## Begin

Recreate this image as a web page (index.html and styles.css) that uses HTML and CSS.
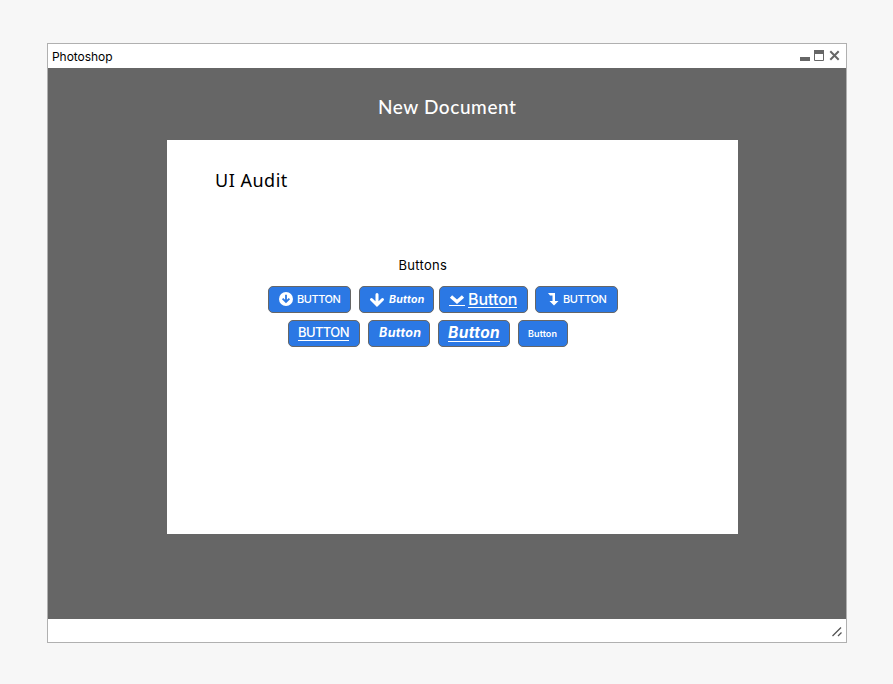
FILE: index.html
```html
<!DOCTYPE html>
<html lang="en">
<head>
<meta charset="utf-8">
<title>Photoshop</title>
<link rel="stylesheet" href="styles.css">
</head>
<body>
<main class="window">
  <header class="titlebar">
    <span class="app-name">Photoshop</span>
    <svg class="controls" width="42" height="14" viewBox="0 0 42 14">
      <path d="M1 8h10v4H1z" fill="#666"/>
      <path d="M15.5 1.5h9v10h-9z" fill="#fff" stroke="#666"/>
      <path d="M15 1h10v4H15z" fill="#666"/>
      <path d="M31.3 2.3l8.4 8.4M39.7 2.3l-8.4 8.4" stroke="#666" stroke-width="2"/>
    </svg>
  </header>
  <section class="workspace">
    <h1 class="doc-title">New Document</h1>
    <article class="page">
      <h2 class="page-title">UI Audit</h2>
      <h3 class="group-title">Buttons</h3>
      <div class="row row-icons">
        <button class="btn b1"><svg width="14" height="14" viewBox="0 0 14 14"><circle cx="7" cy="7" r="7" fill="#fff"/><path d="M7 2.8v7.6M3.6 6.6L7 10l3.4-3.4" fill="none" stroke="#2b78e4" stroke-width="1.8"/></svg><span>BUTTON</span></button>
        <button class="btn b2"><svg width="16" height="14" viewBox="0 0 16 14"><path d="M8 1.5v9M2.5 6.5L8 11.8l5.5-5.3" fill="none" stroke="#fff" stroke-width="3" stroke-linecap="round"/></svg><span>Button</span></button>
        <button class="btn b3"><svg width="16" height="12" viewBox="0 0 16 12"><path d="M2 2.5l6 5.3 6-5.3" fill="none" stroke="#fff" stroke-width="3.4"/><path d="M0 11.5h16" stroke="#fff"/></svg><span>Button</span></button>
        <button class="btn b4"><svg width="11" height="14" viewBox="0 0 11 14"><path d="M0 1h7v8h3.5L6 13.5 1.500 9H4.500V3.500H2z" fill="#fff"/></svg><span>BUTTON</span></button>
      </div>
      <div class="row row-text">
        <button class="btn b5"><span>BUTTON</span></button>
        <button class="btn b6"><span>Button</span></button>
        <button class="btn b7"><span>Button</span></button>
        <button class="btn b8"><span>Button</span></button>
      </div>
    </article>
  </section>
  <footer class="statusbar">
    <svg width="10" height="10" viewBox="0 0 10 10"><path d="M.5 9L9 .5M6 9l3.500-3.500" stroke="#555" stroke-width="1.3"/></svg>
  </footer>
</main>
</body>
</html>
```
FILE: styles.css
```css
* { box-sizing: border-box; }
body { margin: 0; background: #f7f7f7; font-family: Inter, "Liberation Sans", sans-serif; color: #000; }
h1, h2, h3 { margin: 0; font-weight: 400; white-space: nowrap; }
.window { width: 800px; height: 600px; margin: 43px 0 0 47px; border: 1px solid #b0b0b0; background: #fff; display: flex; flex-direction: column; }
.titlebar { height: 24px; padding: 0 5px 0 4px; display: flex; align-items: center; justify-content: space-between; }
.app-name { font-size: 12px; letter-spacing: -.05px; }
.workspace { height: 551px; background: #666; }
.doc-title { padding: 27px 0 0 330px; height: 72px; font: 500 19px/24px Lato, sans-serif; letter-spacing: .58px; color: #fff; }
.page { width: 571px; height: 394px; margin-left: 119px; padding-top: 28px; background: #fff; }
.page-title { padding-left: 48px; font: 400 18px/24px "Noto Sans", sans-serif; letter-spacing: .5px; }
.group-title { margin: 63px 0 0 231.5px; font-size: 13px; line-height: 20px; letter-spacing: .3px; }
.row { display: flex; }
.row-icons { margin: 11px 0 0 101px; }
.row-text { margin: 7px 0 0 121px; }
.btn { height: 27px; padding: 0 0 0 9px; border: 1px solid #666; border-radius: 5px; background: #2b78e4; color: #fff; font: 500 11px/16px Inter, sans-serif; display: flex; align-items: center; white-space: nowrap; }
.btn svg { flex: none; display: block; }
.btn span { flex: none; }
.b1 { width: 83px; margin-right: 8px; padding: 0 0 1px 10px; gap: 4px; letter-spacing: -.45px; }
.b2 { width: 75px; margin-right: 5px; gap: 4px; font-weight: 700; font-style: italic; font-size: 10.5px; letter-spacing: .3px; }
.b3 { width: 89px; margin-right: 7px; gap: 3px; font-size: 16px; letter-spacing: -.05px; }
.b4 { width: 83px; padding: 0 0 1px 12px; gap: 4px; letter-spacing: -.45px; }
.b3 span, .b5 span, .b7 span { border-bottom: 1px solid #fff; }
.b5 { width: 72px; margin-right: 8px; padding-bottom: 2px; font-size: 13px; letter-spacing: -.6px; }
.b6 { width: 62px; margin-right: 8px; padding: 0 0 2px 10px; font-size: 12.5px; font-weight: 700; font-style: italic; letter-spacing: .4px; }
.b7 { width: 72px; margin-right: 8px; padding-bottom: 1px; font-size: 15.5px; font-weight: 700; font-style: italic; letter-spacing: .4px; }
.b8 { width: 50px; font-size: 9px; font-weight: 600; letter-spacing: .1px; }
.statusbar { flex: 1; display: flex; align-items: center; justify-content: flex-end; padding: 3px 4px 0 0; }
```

## End

[What you need to do]:
Write out the whole listing again, exactly, with no pictures.

[Task result]:
Recreate this image as a web page (index.html and styles.css) that uses HTML and CSS.
FILE: index.html
```html
<!DOCTYPE html>
<html lang="en">
<head>
<meta charset="utf-8">
<title>Photoshop</title>
<link rel="stylesheet" href="styles.css">
</head>
<body>
<main class="window">
  <header class="titlebar">
    <span class="app-name">Photoshop</span>
    <svg class="controls" width="42" height="14" viewBox="0 0 42 14">
      <path d="M1 8h10v4H1z" fill="#666"/>
      <path d="M15.5 1.5h9v10h-9z" fill="#fff" stroke="#666"/>
      <path d="M15 1h10v4H15z" fill="#666"/>
      <path d="M31.3 2.3l8.4 8.4M39.7 2.3l-8.4 8.4" stroke="#666" stroke-width="2"/>
    </svg>
  </header>
  <section class="workspace">
    <h1 class="doc-title">New Document</h1>
    <article class="page">
      <h2 class="page-title">UI Audit</h2>
      <h3 class="group-title">Buttons</h3>
      <div class="row row-icons">
        <button class="btn b1"><svg width="14" height="14" viewBox="0 0 14 14"><circle cx="7" cy="7" r="7" fill="#fff"/><path d="M7 2.8v7.6M3.6 6.6L7 10l3.4-3.4" fill="none" stroke="#2b78e4" stroke-width="1.8"/></svg><span>BUTTON</span></button>
        <button class="btn b2"><svg width="16" height="14" viewBox="0 0 16 14"><path d="M8 1.5v9M2.5 6.5L8 11.8l5.5-5.3" fill="none" stroke="#fff" stroke-width="3" stroke-linecap="round"/></svg><span>Button</span></button>
        <button class="btn b3"><svg width="16" height="12" viewBox="0 0 16 12"><path d="M2 2.5l6 5.3 6-5.3" fill="none" stroke="#fff" stroke-width="3.4"/><path d="M0 11.5h16" stroke="#fff"/></svg><span>Button</span></button>
        <button class="btn b4"><svg width="11" height="14" viewBox="0 0 11 14"><path d="M0 1h7v8h3.5L6 13.5 1.500 9H4.500V3.500H2z" fill="#fff"/></svg><span>BUTTON</span></button>
      </div>
      <div class="row row-text">
        <button class="btn b5"><span>BUTTON</span></button>
        <button class="btn b6"><span>Button</span></button>
        <button class="btn b7"><span>Button</span></button>
        <button class="btn b8"><span>Button</span></button>
      </div>
    </article>
  </section>
  <footer class="statusbar">
    <svg width="10" height="10" viewBox="0 0 10 10"><path d="M.5 9L9 .5M6 9l3.500-3.500" stroke="#555" stroke-width="1.3"/></svg>
  </footer>
</main>
</body>
</html>
```
FILE: styles.css
```css
* { box-sizing: border-box; }
body { margin: 0; background: #f7f7f7; font-family: Inter, "Liberation Sans", sans-serif; color: #000; }
h1, h2, h3 { margin: 0; font-weight: 400; white-space: nowrap; }
.window { width: 800px; height: 600px; margin: 43px 0 0 47px; border: 1px solid #b0b0b0; background: #fff; display: flex; flex-direction: column; }
.titlebar { height: 24px; padding: 0 5px 0 4px; display: flex; align-items: center; justify-content: space-between; }
.app-name { font-size: 12px; letter-spacing: -.05px; }
.workspace { height: 551px; background: #666; }
.doc-title { padding: 27px 0 0 330px; height: 72px; font: 500 19px/24px Lato, sans-serif; letter-spacing: .58px; color: #fff; }
.page { width: 571px; height: 394px; margin-left: 119px; padding-top: 28px; background: #fff; }
.page-title { padding-left: 48px; font: 400 18px/24px "Noto Sans", sans-serif; letter-spacing: .5px; }
.group-title { margin: 63px 0 0 231.5px; font-size: 13px; line-height: 20px; letter-spacing: .3px; }
.row { display: flex; }
.row-icons { margin: 11px 0 0 101px; }
.row-text { margin: 7px 0 0 121px; }
.btn { height: 27px; padding: 0 0 0 9px; border: 1px solid #666; border-radius: 5px; background: #2b78e4; color: #fff; font: 500 11px/16px Inter, sans-serif; display: flex; align-items: center; white-space: nowrap; }
.btn svg { flex: none; display: block; }
.btn span { flex: none; }
.b1 { width: 83px; margin-right: 8px; padding: 0 0 1px 10px; gap: 4px; letter-spacing: -.45px; }
.b2 { width: 75px; margin-right: 5px; gap: 4px; font-weight: 700; font-style: italic; font-size: 10.5px; letter-spacing: .3px; }
.b3 { width: 89px; margin-right: 7px; gap: 3px; font-size: 16px; letter-spacing: -.05px; }
.b4 { width: 83px; padding: 0 0 1px 12px; gap: 4px; letter-spacing: -.45px; }
.b3 span, .b5 span, .b7 span { border-bottom: 1px solid #fff; }
.b5 { width: 72px; margin-right: 8px; padding-bottom: 2px; font-size: 13px; letter-spacing: -.6px; }
.b6 { width: 62px; margin-right: 8px; padding: 0 0 2px 10px; font-size: 12.5px; font-weight: 700; font-style: italic; letter-spacing: .4px; }
.b7 { width: 72px; margin-right: 8px; padding-bottom: 1px; font-size: 15.5px; font-weight: 700; font-style: italic; letter-spacing: .4px; }
.b8 { width: 50px; font-size: 9px; font-weight: 600; letter-spacing: .1px; }
.statusbar { flex: 1; display: flex; align-items: center; justify-content: flex-end; padding: 3px 4px 0 0; }
```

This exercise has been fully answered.